Qataris are active on social media but users are constantly cautioned not to violate the country's laws lest they run afoul of authorities.
"Twitter is a tremendous means of communication, if it's used properly; I always focus on positive issues, participate in positive campaigns and hashtags, and constantly interact with followers through them," said TV presenter Asmaa Al Hamadi.
However, personal accounts don't always meet credibility standards since what tweeps publish -- except for official news that's tweeted or retweeted -- is a reflection of personal views, she added.
That creates its own set of problems when views or online actions violate privacy, foster hate speech, disseminate rumors, foment internecine and sectarian conflicts, and undermine conservative societies.
Al Hamadi was one of several Qatari and Arab speakers who shed light on such problems, while focusing on ethics and how to counter social media's negative impact at the "Third Tweeps Meet" in Doha organized by the daily Al Sharq.
Former Kuwaiti information minister and publisher Saad Al Ajmi described tweeting as a double-edged sword, noting that having the largest number of followers doesn't necessarily make users the most effective tweeps.

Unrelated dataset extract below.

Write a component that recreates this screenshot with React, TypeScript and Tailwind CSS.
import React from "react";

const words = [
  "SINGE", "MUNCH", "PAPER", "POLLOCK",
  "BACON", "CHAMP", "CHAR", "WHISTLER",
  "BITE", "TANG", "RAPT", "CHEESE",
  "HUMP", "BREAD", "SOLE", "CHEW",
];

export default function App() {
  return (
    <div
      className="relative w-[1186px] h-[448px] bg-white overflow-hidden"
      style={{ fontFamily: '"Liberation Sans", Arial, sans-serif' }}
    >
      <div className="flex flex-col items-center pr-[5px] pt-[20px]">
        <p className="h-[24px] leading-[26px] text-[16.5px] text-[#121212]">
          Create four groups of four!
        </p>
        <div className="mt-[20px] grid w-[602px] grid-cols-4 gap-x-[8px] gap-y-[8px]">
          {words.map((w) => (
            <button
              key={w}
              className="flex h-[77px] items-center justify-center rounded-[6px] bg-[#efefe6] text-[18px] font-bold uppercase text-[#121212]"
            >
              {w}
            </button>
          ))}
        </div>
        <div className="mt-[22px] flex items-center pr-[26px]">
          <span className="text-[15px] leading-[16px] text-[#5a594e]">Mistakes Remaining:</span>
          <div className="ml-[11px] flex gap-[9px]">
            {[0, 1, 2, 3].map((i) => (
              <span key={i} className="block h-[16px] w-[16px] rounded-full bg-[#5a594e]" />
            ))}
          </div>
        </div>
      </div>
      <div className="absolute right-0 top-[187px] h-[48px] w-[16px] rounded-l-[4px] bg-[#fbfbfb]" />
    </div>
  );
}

"Twitter has created a new speedy culture and provided people a space to express their views, and, achieve three goals: information, communication and pleasure," he said. "I don't think there's a print or broadcast medium that doesn't have a Twitter account."
To Al Ajmi, Twitter has had an impact on Arabic, a rich language that lends itself to lengthy prose and rhetoric.

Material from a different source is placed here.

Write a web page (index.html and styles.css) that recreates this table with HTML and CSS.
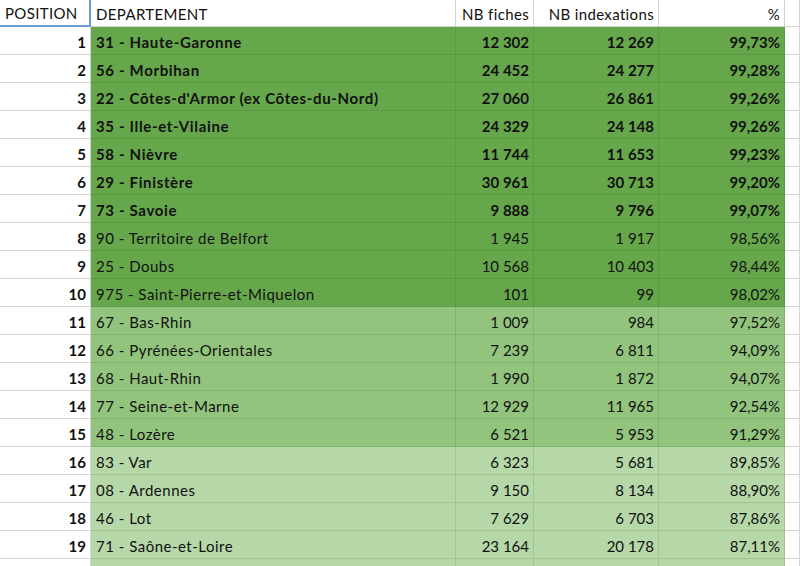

"Twitter has had a noticeable effect on Arab culture: limiting oneself to 140 characters in a tweet deprives us of stretching and explaining, which is typical Arabic style," he said.
But Twitter has also contributed to the protection of Arabic letters and of the language because it has replaced digital writing, he elaborated, while it's also exposed countless PhDs who are incapable of writing it properly.

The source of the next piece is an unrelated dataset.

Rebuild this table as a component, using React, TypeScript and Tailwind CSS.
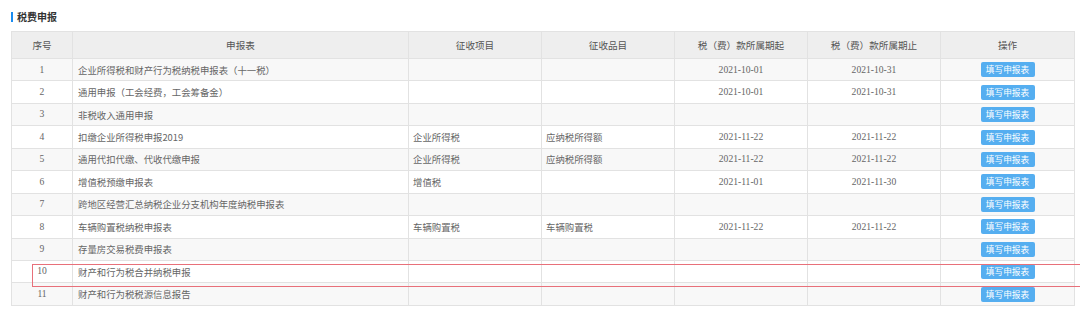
import React from "react";

type Row = {
  no: number;
  name: string;
  item: string;
  sub: string;
  start: string;
  end: string;
};

const ROWS: Row[] = [
  { no: 1, name: "企业所得税和财产行为税纳税申报表（十一税）", item: "", sub: "", start: "2021-10-01", end: "2021-10-31" },
  { no: 2, name: "通用申报（工会经费，工会筹备金）", item: "", sub: "", start: "2021-10-01", end: "2021-10-31" },
  { no: 3, name: "非税收入通用申报", item: "", sub: "", start: "", end: "" },
  { no: 4, name: "扣缴企业所得税申报2019", item: "企业所得税", sub: "应纳税所得额", start: "2021-11-22", end: "2021-11-22" },
  { no: 5, name: "通用代扣代缴、代收代缴申报", item: "企业所得税", sub: "应纳税所得额", start: "2021-11-22", end: "2021-11-22" },
  { no: 6, name: "增值税预缴申报表", item: "增值税", sub: "", start: "2021-11-01", end: "2021-11-30" },
  { no: 7, name: "跨地区经营汇总纳税企业分支机构年度纳税申报表", item: "", sub: "", start: "", end: "" },
  { no: 8, name: "车辆购置税纳税申报表", item: "车辆购置税", sub: "车辆购置税", start: "2021-11-22", end: "2021-11-22" },
  { no: 9, name: "存量房交易税费申报表", item: "", sub: "", start: "", end: "" },
  { no: 10, name: "财产和行为税合并纳税申报", item: "", sub: "", start: "", end: "" },
  { no: 11, name: "财产和行为税税源信息报告", item: "", sub: "", start: "", end: "" },
];

const HEADERS = ["序号", "申报表", "征收项目", "征收品目", "税（费）款所属期起", "税（费）款所属期止", "操作"];
const WIDTHS = ["w-[61px]", "w-[336px]", "w-[133px]", "w-[133px]", "w-[133px]", "w-[133px]", "w-[134px]"];

const cjk = "font-['Noto_Sans_CJK_SC','Noto_Sans',sans-serif]";
const serif = "font-['Liberation_Serif','Noto_Sans_CJK_SC',serif]";

export default function App() {
  return (
    <div className={`relative h-[336px] w-[1080px] overflow-hidden bg-white ${cjk}`}>
      <div className="flex h-[31px] items-start pl-[11px] pt-[11px]">
        <span className="mt-[1px] h-[10px] w-[2px] bg-[#1a8cf0]" />
        <span className="ml-[4px] text-[10px] font-bold leading-[12px] text-[#333]">税费申报</span>
      </div>
      <div className="pl-[11px]">
        <table className="table-fixed border-collapse border border-[#e2e2e2] text-[9.4px] text-[#666]">
          <colgroup>
            {WIDTHS.map((w, i) => (
              <col key={i} className={w} />
            ))}
          </colgroup>
          <thead>
            <tr className="h-[27px] bg-[#eeeeee]">
              {HEADERS.map((h) => (
                <th key={h} className="border border-[#e2e2e2] text-center text-[9.6px] font-normal text-[#555]">
                  {h}
                </th>
              ))}
            </tr>
          </thead>
          <tbody>
            {ROWS.map((r) => (
              <tr key={r.no} className={`h-[22.45px] ${r.no % 2 === 1 ? "bg-[#f8f8f8]" : "bg-white"}`}>
                <td className={`border border-[#e2e2e2] text-center ${serif} text-[9.6px]`}>{r.no}</td>
                <td className="border border-[#e2e2e2] pl-[5px]">{r.name}</td>
                <td className="border border-[#e2e2e2] pl-[4px]">{r.item}</td>
                <td className="border border-[#e2e2e2] pl-[4px]">{r.sub}</td>
                <td className={`border border-[#e2e2e2] text-center ${serif} text-[9.6px]`}>{r.start}</td>
                <td className={`border border-[#e2e2e2] text-center ${serif} text-[9.6px]`}>{r.end}</td>
                <td className="border border-[#e2e2e2] p-0">
                  <div className="flex justify-center">
                    <span className="flex h-[15px] w-[54px] items-center justify-center rounded-[2px] bg-[#55aef0] text-[8.7px] text-white">
                      填写申报表
                    </span>
                  </div>
                </td>
              </tr>
            ))}
          </tbody>
        </table>
      </div>
      <div className="absolute left-[32px] top-[263.5px] h-[23.5px] w-[1060px] border border-[#e8707a]" />
    </div>
  );
}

Jamal Khashoggi, the Saudi director general of Al Arab satellite news channel owned by Prince Alwaleed bin Talal, saw sinister uses of social media.
He warned against electronic armies or cells he equated with bacteria and germs that weakened Twitter.
"The electronic cells group five or six individuals with social media experience who set up 100-200 accounts on one of the social media, create a virtual world, and launch specific campaigns that may or may not be good and that are mostly run by political or military entities using mechanisms for premeditated assaults by paid individuals," he charged.
Khashoggi also said repeated lies and claims on Twitter by these cells become reality, prompting governments or institutions to reply and deny what is published and is untrue.
Jaber Al-Harmi, Al Sharq's editor in chief, said the Twitter confab provided a media platform for all to engage in a free discussion as part of its ongoing dedication to social responsibility.
Ethics and how to keep offending content in check are a recurring issue Arab Gulf states take very seriously and that detractors say is an impingement on their personal freedom.
There are ample examples of what turns off print and online content consumers.
On October 25, a horrific crash in Qatar involving a fuel-laden truck and a four-wheel drive passenger car with two male occupants led to the truck flipping over the vehicle, bursting into flames, and burning the men inside it.
No sooner did the accident occur than voyeuristic passersby shot and uploaded videos onto social media, to the dismay of the dead men's loved ones and in clear violation of the country's laws.
The incident triggered a wave of outrage and calls for bans on videos clips related to peoples' personal lives as well as for slapping fines on "anyone who interferes in individuals' privacy, notably traffic accidents, given the physical and psychological impact on the bereaved families," reported Al Sharq.
In September the Qatari cabinet approved amendments to existing legislation that would penalize anyone shooting or disseminating photos of injured or dead people without the consent of the deceased's representatives.